Copy the data precisely, character for character, and leave out every picture.

# Available data
------------------------------

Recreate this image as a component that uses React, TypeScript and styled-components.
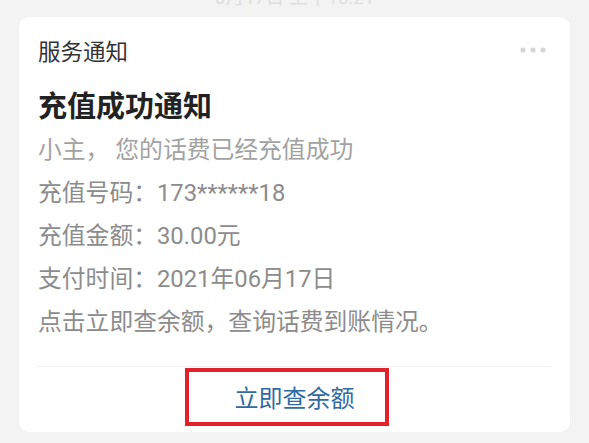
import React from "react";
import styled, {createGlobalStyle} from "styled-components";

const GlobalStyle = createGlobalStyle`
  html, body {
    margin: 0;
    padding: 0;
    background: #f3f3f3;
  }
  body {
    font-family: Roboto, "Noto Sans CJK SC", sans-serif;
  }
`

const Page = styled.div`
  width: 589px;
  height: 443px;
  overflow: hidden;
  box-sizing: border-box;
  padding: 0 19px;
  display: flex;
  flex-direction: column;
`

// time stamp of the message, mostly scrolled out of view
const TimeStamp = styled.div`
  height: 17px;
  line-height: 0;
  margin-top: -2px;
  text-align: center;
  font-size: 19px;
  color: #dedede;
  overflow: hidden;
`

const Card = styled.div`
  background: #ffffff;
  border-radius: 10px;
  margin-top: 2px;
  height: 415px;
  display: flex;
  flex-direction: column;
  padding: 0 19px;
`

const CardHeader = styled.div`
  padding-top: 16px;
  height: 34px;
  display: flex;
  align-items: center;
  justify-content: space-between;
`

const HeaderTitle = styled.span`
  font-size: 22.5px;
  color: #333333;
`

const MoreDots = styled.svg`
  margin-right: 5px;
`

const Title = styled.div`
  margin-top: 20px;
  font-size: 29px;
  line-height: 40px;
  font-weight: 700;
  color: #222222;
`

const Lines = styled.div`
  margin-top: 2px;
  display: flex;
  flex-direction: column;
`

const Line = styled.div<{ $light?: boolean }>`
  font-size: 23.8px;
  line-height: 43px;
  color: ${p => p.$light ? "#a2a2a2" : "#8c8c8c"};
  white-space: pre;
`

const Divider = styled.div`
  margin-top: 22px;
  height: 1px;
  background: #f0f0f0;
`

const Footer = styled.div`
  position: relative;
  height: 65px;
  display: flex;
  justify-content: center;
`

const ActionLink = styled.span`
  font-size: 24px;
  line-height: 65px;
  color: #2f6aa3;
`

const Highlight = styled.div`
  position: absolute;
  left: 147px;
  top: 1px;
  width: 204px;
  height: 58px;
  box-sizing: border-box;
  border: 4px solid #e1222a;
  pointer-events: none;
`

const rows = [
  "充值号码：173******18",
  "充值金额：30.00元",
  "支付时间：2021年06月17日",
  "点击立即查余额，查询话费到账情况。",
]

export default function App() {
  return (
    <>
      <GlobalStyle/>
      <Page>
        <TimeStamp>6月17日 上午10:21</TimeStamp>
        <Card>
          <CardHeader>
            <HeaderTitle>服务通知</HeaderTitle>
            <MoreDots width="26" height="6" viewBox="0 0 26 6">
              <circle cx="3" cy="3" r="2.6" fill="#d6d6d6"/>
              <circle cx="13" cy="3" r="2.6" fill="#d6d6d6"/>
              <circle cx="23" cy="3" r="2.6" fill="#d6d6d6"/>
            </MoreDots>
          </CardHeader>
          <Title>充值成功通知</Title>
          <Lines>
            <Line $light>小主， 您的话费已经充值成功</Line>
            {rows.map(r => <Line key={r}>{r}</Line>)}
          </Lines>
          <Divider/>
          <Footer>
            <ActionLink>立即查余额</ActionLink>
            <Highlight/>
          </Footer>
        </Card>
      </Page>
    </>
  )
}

------------------------------

# Solution to the problem
Recreate this image as a component that uses React, TypeScript and styled-components.
import React from "react";
import styled, {createGlobalStyle} from "styled-components";

const GlobalStyle = createGlobalStyle`
  html, body {
    margin: 0;
    padding: 0;
    background: #f3f3f3;
  }
  body {
    font-family: Roboto, "Noto Sans CJK SC", sans-serif;
  }
`

const Page = styled.div`
  width: 589px;
  height: 443px;
  overflow: hidden;
  box-sizing: border-box;
  padding: 0 19px;
  display: flex;
  flex-direction: column;
`

// time stamp of the message, mostly scrolled out of view
const TimeStamp = styled.div`
  height: 17px;
  line-height: 0;
  margin-top: -2px;
  text-align: center;
  font-size: 19px;
  color: #dedede;
  overflow: hidden;
`

const Card = styled.div`
  background: #ffffff;
  border-radius: 10px;
  margin-top: 2px;
  height: 415px;
  display: flex;
  flex-direction: column;
  padding: 0 19px;
`

const CardHeader = styled.div`
  padding-top: 16px;
  height: 34px;
  display: flex;
  align-items: center;
  justify-content: space-between;
`

const HeaderTitle = styled.span`
  font-size: 22.5px;
  color: #333333;
`

const MoreDots = styled.svg`
  margin-right: 5px;
`

const Title = styled.div`
  margin-top: 20px;
  font-size: 29px;
  line-height: 40px;
  font-weight: 700;
  color: #222222;
`

const Lines = styled.div`
  margin-top: 2px;
  display: flex;
  flex-direction: column;
`

const Line = styled.div<{ $light?: boolean }>`
  font-size: 23.8px;
  line-height: 43px;
  color: ${p => p.$light ? "#a2a2a2" : "#8c8c8c"};
  white-space: pre;
`

const Divider = styled.div`
  margin-top: 22px;
  height: 1px;
  background: #f0f0f0;
`

const Footer = styled.div`
  position: relative;
  height: 65px;
  display: flex;
  justify-content: center;
`

const ActionLink = styled.span`
  font-size: 24px;
  line-height: 65px;
  color: #2f6aa3;
`

const Highlight = styled.div`
  position: absolute;
  left: 147px;
  top: 1px;
  width: 204px;
  height: 58px;
  box-sizing: border-box;
  border: 4px solid #e1222a;
  pointer-events: none;
`

const rows = [
  "充值号码：173******18",
  "充值金额：30.00元",
  "支付时间：2021年06月17日",
  "点击立即查余额，查询话费到账情况。",
]

export default function App() {
  return (
    <>
      <GlobalStyle/>
      <Page>
        <TimeStamp>6月17日 上午10:21</TimeStamp>
        <Card>
          <CardHeader>
            <HeaderTitle>服务通知</HeaderTitle>
            <MoreDots width="26" height="6" viewBox="0 0 26 6">
              <circle cx="3" cy="3" r="2.6" fill="#d6d6d6"/>
              <circle cx="13" cy="3" r="2.6" fill="#d6d6d6"/>
              <circle cx="23" cy="3" r="2.6" fill="#d6d6d6"/>
            </MoreDots>
          </CardHeader>
          <Title>充值成功通知</Title>
          <Lines>
            <Line $light>小主， 您的话费已经充值成功</Line>
            {rows.map(r => <Line key={r}>{r}</Line>)}
          </Lines>
          <Divider/>
          <Footer>
            <ActionLink>立即查余额</ActionLink>
            <Highlight/>
          </Footer>
        </Card>
      </Page>
    </>
  )
}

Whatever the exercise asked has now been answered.